**Written task:** Copy out all lines where "with" appears.

++++ Data extract

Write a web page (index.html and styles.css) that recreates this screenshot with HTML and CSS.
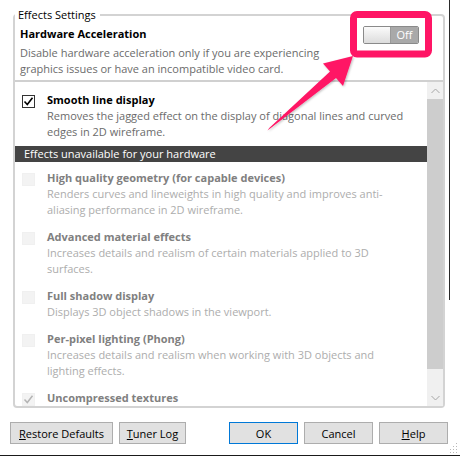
FILE: index.html
```html
<!DOCTYPE html>
<html>
<head>
<meta charset="utf-8">
<title>Effects Settings</title>
<link rel="stylesheet" href="styles.css">
</head>
<body>
<div class="window">
  <fieldset class="group">
    <legend>Effects Settings</legend>
    <div class="hw">
      <div class="hw-text">
        <div class="hw-title">Hardware Acceleration</div>
        <div class="hw-desc">Disable hardware acceleration only if you are experiencing<br>graphics issues or have an incompatible video card.</div>
      </div>
      <div class="toggle"><span class="thumb"></span><span class="state">Off</span></div>
    </div>
    <div class="list">
      <div class="list-body">
        <div class="item">
          <span class="cb checked"><svg width="11" height="11" viewBox="0 0 11 11"><path d="M1.5 5.5 L4.3 8.5 L9.5 1.8" fill="none" stroke="#000" stroke-width="1.6"/></svg></span>
          <div class="item-text">
            <div class="title">Smooth line display</div>
            <div class="desc">Removes the jagged effect on the display of diagonal lines and curved<br>edges in 2D wireframe.</div>
          </div>
        </div>
        <div class="band">Effects unavailable for your hardware</div>
        <div class="disabled">
          <div class="item off">
            <span class="cb"></span>
            <div class="item-text">
              <div class="title">High quality geometry (for capable devices)</div>
              <div class="desc">Renders curves and lineweights in high quality and improves anti-<br>aliasing performance in 2D wireframe.</div>
            </div>
          </div>
          <div class="item off">
            <span class="cb"></span>
            <div class="item-text">
              <div class="title">Advanced material effects</div>
              <div class="desc">Increases details and realism of certain materials applied to 3D<br>surfaces.</div>
            </div>
          </div>
          <div class="item off">
            <span class="cb"></span>
            <div class="item-text">
              <div class="title">Full shadow display</div>
              <div class="desc">Displays 3D object shadows in the viewport.</div>
            </div>
          </div>
          <div class="item off">
            <span class="cb"></span>
            <div class="item-text">
              <div class="title">Per-pixel lighting (Phong)</div>
              <div class="desc">Increases details and realism when working with 3D objects and<br>lighting effects.</div>
            </div>
          </div>
          <div class="item off">
            <span class="cb"><svg width="11" height="11" viewBox="0 0 11 11"><path d="M1.5 5.5 L4.3 8.5 L9.5 1.8" fill="none" stroke="#b4b4b4" stroke-width="1.5"/></svg></span>
            <div class="item-text">
              <div class="title">Uncompressed textures</div>
            </div>
          </div>
        </div>
      </div>
      <div class="scrollbar">
        <div class="sb-btn"><svg width="9" height="6" viewBox="0 0 9 6"><path d="M0.5 5 L4.5 1 L8.5 5" fill="none" stroke="#a6a6a6" stroke-width="1"/></svg></div>
        <div class="sb-thumb"></div>
        <div class="sb-track"></div>
        <div class="sb-btn down"><svg width="9" height="6" viewBox="0 0 9 6"><path d="M0.5 1 L4.5 5 L8.5 1" fill="none" stroke="#a6a6a6" stroke-width="1"/></svg></div>
      </div>
    </div>
  </fieldset>
  <div class="buttons">
    <div class="btn-group">
      <button class="btn w-restore"><u>R</u>estore Defaults</button>
      <button class="btn w-tuner"><u>T</u>uner Log</button>
    </div>
    <div class="btn-group">
      <button class="btn w-std default">OK</button>
      <button class="btn w-std">Cancel</button>
      <button class="btn w-std"><u>H</u>elp</button>
    </div>
  </div>
  <div class="edge"></div>
  <svg class="grip" width="10" height="10" viewBox="0 0 10 10">
    <g fill="#b9b9b9">
      <rect x="8" y="0" width="1" height="1"/>
      <rect x="5" y="3" width="1" height="1"/><rect x="8" y="3" width="1" height="1"/>
      <rect x="2" y="6" width="1" height="1"/><rect x="5" y="6" width="1" height="1"/><rect x="8" y="6" width="1" height="1"/>
      <rect x="-1" y="9" width="1" height="1"/><rect x="2" y="9" width="1" height="1"/><rect x="5" y="9" width="1" height="1"/><rect x="8" y="9" width="1" height="1"/>
    </g>
  </svg>
  <svg class="annot" width="460" height="456" viewBox="0 0 460 456">
    <defs>
      <filter id="sh" x="-20%" y="-20%" width="140%" height="140%">
        <feDropShadow dx="1" dy="1" stdDeviation="1" flood-color="#000" flood-opacity="0.25"/>
      </filter>
    </defs>
    <rect x="353.5" y="14.5" width="75" height="39.5" rx="3.5" fill="none" stroke="#ff1565" stroke-width="7"/>
    <polygon filter="url(#sh)" fill="#ff1565" points="267.5,130.5 269.5,127.8 330,71.4 323,63.5 353,56 343,86 336,78.1"/>
  </svg>
</div>
</body>
</html>
```

FILE: styles.css
```css
* { box-sizing: border-box; }
html, body { margin: 0; padding: 0; background: #fff; }
body {
  font-family: "Open Sans", "Noto Sans", sans-serif;
  font-size: 11px;
  color: #000;
}
.window {
  position: relative;
  width: 460px;
  height: 456px;
  overflow: hidden;
  border-bottom: 1px solid #1a1a1a;
}
.group {
  margin: 7px 15px 0 13px;
  padding: 0;
  border: 2px solid #d3d3d3;
  border-radius: 4px;
  min-width: 0;
}
.group legend {
  padding: 0 4px 0 3px;
  margin-left: 0;
  line-height: 16px;
  color: #000;
}
.hw {
  display: flex;
  justify-content: space-between;
  align-items: flex-start;
  padding: 3px 24px 3px 5px;
}
.hw-title { font-weight: bold; line-height: 16px; margin-bottom: 3px; }
.hw-desc { color: #6b6b6b; line-height: 16px; white-space: nowrap; }
.toggle {
  display: flex;
  width: 56px;
  height: 18px;
  border: 1px solid #8a8a8a;
  border-radius: 2px;
  overflow: hidden;
}
.thumb {
  width: 27px;
  background: linear-gradient(#fbfbfb, #dcdcdc);
  border-right: 1px solid #9a9a9a;
}
.state {
  flex: 1;
  background: #a9a9a9;
  color: #fff;
  text-align: center;
  line-height: 16px;
}
.list {
  display: flex;
  height: 326px;
  border-top: 2px solid #d0d0d0;
}
.list-body {
  flex: 1;
  min-width: 0;
  overflow: hidden;
  padding-top: 10px;
}
.item {
  display: flex;
  align-items: flex-start;
  gap: 12px;
  padding-left: 7px;
}
.cb {
  flex: none;
  width: 13px;
  height: 13px;
  margin-top: 3px;
  border: 1px solid #f0f0f0;
  background: #f3f3f3;
  display: flex;
  align-items: center;
  justify-content: center;
}
.cb.checked { border-color: #333; background: #fff; }
.item-text { min-width: 0; }
.title { font-weight: bold; line-height: 16px; white-space: nowrap; }
.desc { line-height: 16px; color: #6b6b6b; white-space: nowrap; }
.off .title { color: #808080; }
.off .desc { color: #adadad; }
.band {
  margin: 6px 0 8px;
  height: 16px;
  line-height: 16px;
  padding-left: 9px;
  background: #444;
  color: #fff;
}
.disabled {
  display: flex;
  flex-direction: column;
  gap: 11px;
}
.scrollbar {
  flex: none;
  width: 16px;
  display: flex;
  flex-direction: column;
  background: #f0f0f0;
}
.sb-btn {
  height: 17px;
  display: flex;
  align-items: center;
  justify-content: center;
}
.sb-thumb { height: 270px; background: #cdcdcd; }
.sb-track { flex: 1; }
.buttons {
  display: flex;
  justify-content: space-between;
  margin-top: 14px;
  padding: 0 12px 0 10px;
}
.btn-group { display: flex; gap: 6px; }
.btn {
  height: 22px;
  padding: 0;
  font-family: inherit;
  font-size: 11px;
  color: #000;
  background: #e1e1e1;
  border: 1px solid #adadad;
  border-radius: 0;
}
.btn.default { border-color: #0078d7; }
.w-restore { width: 103px; }
.w-tuner { width: 67px; }
.w-std { width: 69px; }
.edge {
  position: absolute;
  left: 449px;
  top: 0;
  width: 1px;
  height: 300px;
  background: #2a2a2a;
}
.grip {
  position: absolute;
  right: 2px;
  bottom: 2px;
}
.annot {
  position: absolute;
  left: 0;
  top: 0;
  pointer-events: none;
}
```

++++++++

**Result:**
Write a web page (index.html and styles.css) that recreates this screenshot with HTML and CSS.
              <div class="desc">Increases details and realism when working with 3D objects and<br>lighting effects.</div>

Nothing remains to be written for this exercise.